Legally-trained political leaders as different as David Lange and Winston Peters have ridiculed the idea that the Queen entered a partnership with “500 thumb-prints”, belonging to people none of whom she had ever met. As David Lange said, the Queen was not that sort of person. Winston Peters has asked “How come the Queen of the mightiest empire the world had ever seen was in partnership with nobody on 5 February 1840, but was in partnership with people she had never met the following day?” The very idea is absurd, as Mr Peters has pointed out.

Tragically, despite there being not the slightest basis in the words of the Treaty to justify ANY special role for Maori in governance, successive governments have invented justification for a special role out of thin air.

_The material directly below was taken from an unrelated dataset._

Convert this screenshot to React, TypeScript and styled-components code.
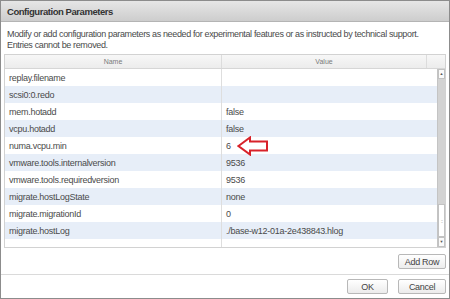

There seems to have been an acceptance that there should be separate Maori electorates in Parliament – currently seven of them. But why on Earth? While there were good reasons for establishing Maori electorates in 1867 when the only people who got a vote for Members of Parliament were men who owned property – and with most Maori property communally owned, no Maori men got a vote – the logic of such separate Maori electorates has long gone. They are not an effective way for Maori to make their voices heard in Parliament – as the Royal Commission on the Electoral System concluded in 1986 – and at the moment even without Maori electorates there is more than adequate representation of Maori in Parliament.

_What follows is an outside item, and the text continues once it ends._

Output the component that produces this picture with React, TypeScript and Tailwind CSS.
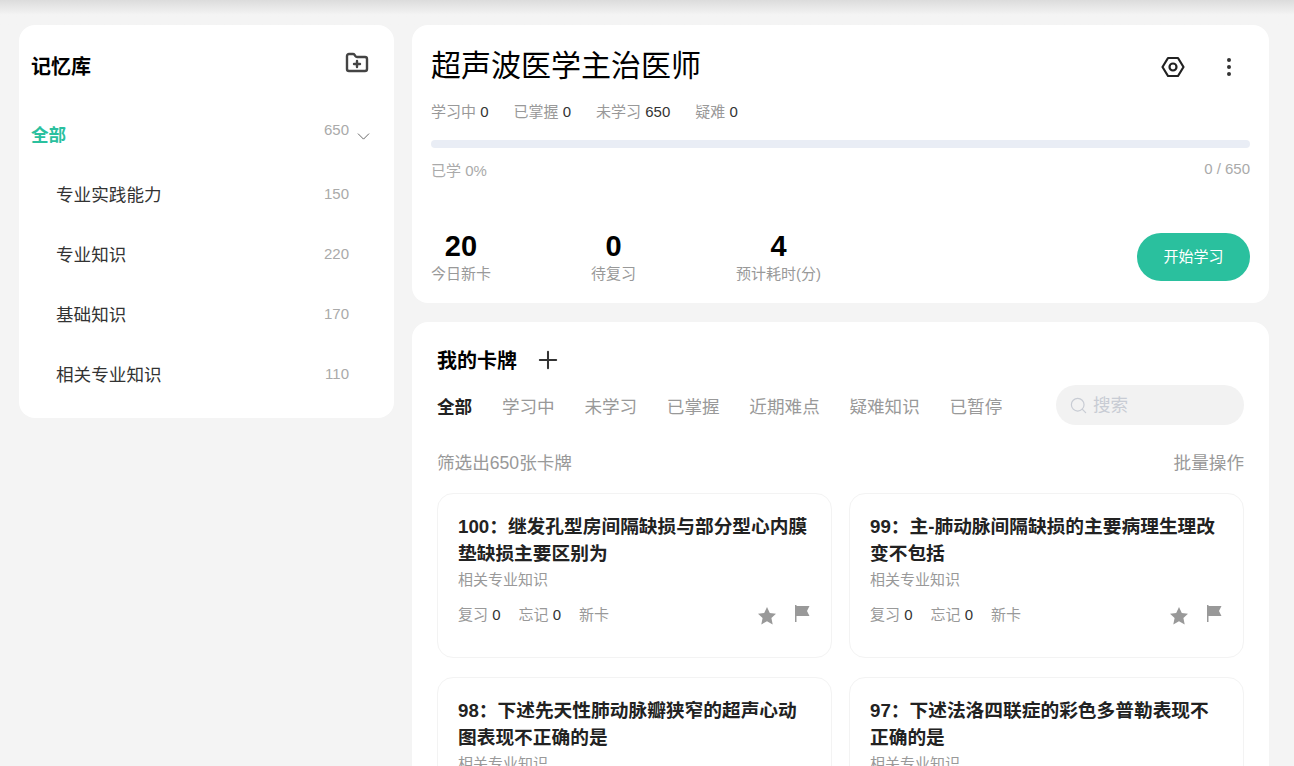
import { ChevronDown, EllipsisVertical, FolderPlus, Plus, Search } from 'lucide-react';

const decks = [
  { name: '专业实践能力', count: 150 },
  { name: '专业知识', count: 220 },
  { name: '基础知识', count: 170 },
  { name: '相关专业知识', count: 110 },
];

const summary = [
  { label: '学习中', value: 0 },
  { label: '已掌握', value: 0 },
  { label: '未学习', value: 650 },
  { label: '疑难', value: 0 },
];

const tabs = ['全部', '学习中', '未学习', '已掌握', '近期难点', '疑难知识', '已暂停'];

const cards = [
  { title: '100：继发孔型房间隔缺损与部分型心内膜垫缺损主要区别为' },
  { title: '99：主-肺动脉间隔缺损的主要病理生理改变不包括' },
  { title: '98：下述先天性肺动脉瓣狭窄的超声心动图表现不正确的是' },
  { title: '97：下述法洛四联症的彩色多普勒表现不正确的是' },
];

function Stat({ value, label, className }: { value: number; label: string; className: string }) {
  return (
    <div className={`flex flex-col items-center ${className}`}>
      <span className="text-[29px] leading-[30px] font-bold text-black">{value}</span>
      <span className="text-[15px] leading-[26px] whitespace-nowrap text-[#999]">{label}</span>
    </div>
  );
}

function Card({ title }: { title: string }) {
  return (
    <div className="h-[165px] rounded-2xl border border-[#f3f3f3] bg-white px-5 pt-[19px]">
      <h3 className="text-[18.72px] leading-[27px] font-bold text-[#222]">{title}</h3>
      <p className="text-[15px] leading-[26px] text-[#999]">相关专业知识</p>
      <div className="mt-[11px] flex items-center justify-between">
        <div className="flex gap-[18px] text-[15px] text-[#999]">
          <span>
            复习 <span className="text-[#333]">0</span>
          </span>
          <span>
            忘记 <span className="text-[#333]">0</span>
          </span>
          <span>新卡</span>
        </div>
        <div className="flex items-center gap-[18px] pr-[1px]">
          <svg width="20" height="20" viewBox="0 0 20 20" className="mt-[1px]">
            <path fill="#999" d="M10 1l2.8 6 6.2.7-4.600 4.300 1.300 6.500L10 15.200 4.300 18.500 5.600 12 1 7.700 7.200 7z" />
          </svg>
          <svg width="15" height="17" viewBox="0 0 15 17" className="mb-[4px]">
            <path fill="#999" d="M0 0h1.500v17H0zM1.500 1H14.500l-2.500 5 2.500 5H1.500z" />
          </svg>
        </div>
      </div>
    </div>
  );
}

export default function App() {
  return (
    <div className="h-[766px] overflow-hidden bg-[#f4f4f4] font-['Liberation_Sans','Noto_Sans_CJK_SC',sans-serif]">
      <div className="h-[25px] bg-gradient-to-b from-[#dcdcdc] to-[#f4f4f4] to-60%" />
      <div className="flex items-start gap-[18px] pl-[19px] pr-[25px]">
        <aside className="h-[393px] w-[375px] shrink-0 rounded-2xl bg-white pl-3 pr-[45px]">
          <div className="flex h-[83px] items-center justify-between">
            <h2 className="text-xl font-bold text-black">记忆库</h2>
            <FolderPlus className="mr-[-20px] mb-[7px] size-[24px] text-[#444]" strokeWidth={2.4} />
          </div>
          <div className="mb-[2px] flex h-[55px] items-center justify-between">
            <span className="text-[17.6px] font-bold text-[#2ac09e]">全部</span>
            <div className="relative mb-[12px] text-[15px] leading-[20px] text-[#aaa]">
              650
              <ChevronDown className="absolute top-[6px] left-full ml-[4px] size-[21px] text-[#555]" strokeWidth={1} />
            </div>
          </div>
          {decks.map((deck) => (
            <div key={deck.name} className="flex h-[60px] items-center justify-between pl-[25px]">
              <span className="text-[17.6px] text-[#333]">{deck.name}</span>
              <span className="mb-[2px] text-[15px] text-[#aaa]">{deck.count}</span>
            </div>
          ))}
        </aside>

        <main className="flex-1">
          <section className="h-[278px] rounded-2xl bg-white px-[19px]">
            <div className="flex items-start justify-between pt-[19px]">
              <h1 className="text-[30px] leading-[44px] text-black">超声波医学主治医师</h1>
              <div className="flex items-center gap-[32px] pt-[11px] pr-[9px]">
                <svg width="24" height="22" viewBox="0 0 24 22" fill="none" stroke="#222" strokeWidth="2.2" strokeLinejoin="round">
                  <path d="M7 2h10l5.500 9-5.500 9H7l-5.500-9z" />
                  <circle cx="12" cy="11" r="3.500" />
                </svg>
                <EllipsisVertical className="size-[24px] text-[#333]" strokeWidth={2} />
              </div>
            </div>
            <div className="mt-[12px] flex gap-[25px] text-[15px] leading-[24px] text-[#999]">
              {summary.map((item) => (
                <span key={item.label}>
                  {item.label} <span className="text-[#333]">{item.value}</span>
                </span>
              ))}
            </div>
            <div className="mt-[16px] h-[8px] rounded bg-[#e9edf5]" />
            <div className="mt-[11px] flex justify-between text-[15px] leading-[24px] text-[#aaa]">
              <span>已学 0%</span>
              <span className="mt-[-2px]">0 / 650</span>
            </div>
            <div className="mt-[48px] flex items-start">
              <Stat value={20} label="今日新卡" className="w-[60px]" />
              <Stat value={0} label="待复习" className="ml-[100px] w-[45px]" />
              <Stat value={4} label="预计耗时(分)" className="ml-[100px] w-[85px]" />
              <button className="mt-[2px] ml-auto h-[48px] w-[113px] rounded-full bg-[#2ac09e] text-[15px] text-white">
                开始学习
              </button>
            </div>
          </section>

          <section className="mt-[19px] rounded-2xl bg-white px-[25px] pt-[23px]">
            <div className="flex h-[34px] items-center gap-[17px]">
              <h2 className="mb-[2px] text-xl leading-[34px] font-bold text-black">我的卡牌</h2>
              <Plus className="mb-[4px] size-[28px] text-[#333]" strokeWidth={1.75} />
            </div>
            <div className="mt-[6px] flex items-center justify-between">
              <div className="flex gap-[29.7px] pt-[4px] text-[17.6px]">
                {tabs.map((tab, i) => (
                  <span key={tab} className={i === 0 ? 'font-bold text-[#222]' : 'text-[#999]'}>
                    {tab}
                  </span>
                ))}
              </div>
              <div className="flex h-[40px] w-[188px] items-center gap-[5px] rounded-full bg-[#f2f2f2] pl-[13px] text-[17.6px] text-[#c8ccd4]">
                <Search className="size-[19px]" strokeWidth={1.5} />
                搜索
              </div>
            </div>
            <div className="mt-[25px] flex justify-between text-[17.6px] leading-[27px] text-[#999]">
              <span>筛选出650张卡牌</span>
              <span>批量操作</span>
            </div>
            <div className="mt-[16px] grid grid-cols-2 gap-x-[17px] gap-y-[19px]">
              {cards.map((card) => (
                <Card key={card.title} title={card.title} />
              ))}
            </div>
          </section>
        </main>
      </div>
    </div>
  );
}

Roughly 20% of all MPs today are Maori. And 12 months ago the Leader and Deputy Leader of National, the Leader and Deputy Leader of New Zealand First, the Deputy Leader of Labour, the Co-Leader of the Greens, and even the Leader of the ACT Party were all Maori. And only one of those depended on a Maori electorate to be in Parliament.

At the end of January, there was a fiery meeting in Tauranga about whether Tauranga should have one or more Maori wards, and just days ago the Commissioners appointed to run Tauranga by the Minister of Local Government decided to have such wards – presumably to ensure that the “Maori voice” can be heard. Nobody seemed to notice that for all but three of the last 37 years, the Tauranga electorate has been represented in Parliament by a Maori – and nobody regarded that as odd or exceptional. Winston Peters and Simon Bridges were elected on their merit, as they should have been. Their ethnicity was absolutely irrelevant.

In local government, the law requires every council to consult with their community AND with Maori – the implication of that wording being that Maori are somehow not part of the community. But be that as it may, local government is required to consult with those who identify as Maori, no matter what their particular mix of ancestors.

The proportion of Maori in local government councils was, until recently, less than the proportion of Maori in the general population but that too has changed. The latest data from Local Government New Zealand covering data for 2019 showed that the proportion of elected officials in local government who identify as Maori almost exactly coincides with the proportion of Maori in the general population.

In other words, when competent people stand for election, whether it is in local government or in central government, they can get elected irrespective of who their ancestors were.

In summary, there is not the slightest basis in the Treaty – in any version of the Treaty – for arguing that Maori should have some kind of preferred status in governance in New Zealand in the 21st century.

And if the Treaty did provide such a preference, we would have to find ways of dealing with that: no society can long survive if some of its members have an enduring constitutional preference based on birth.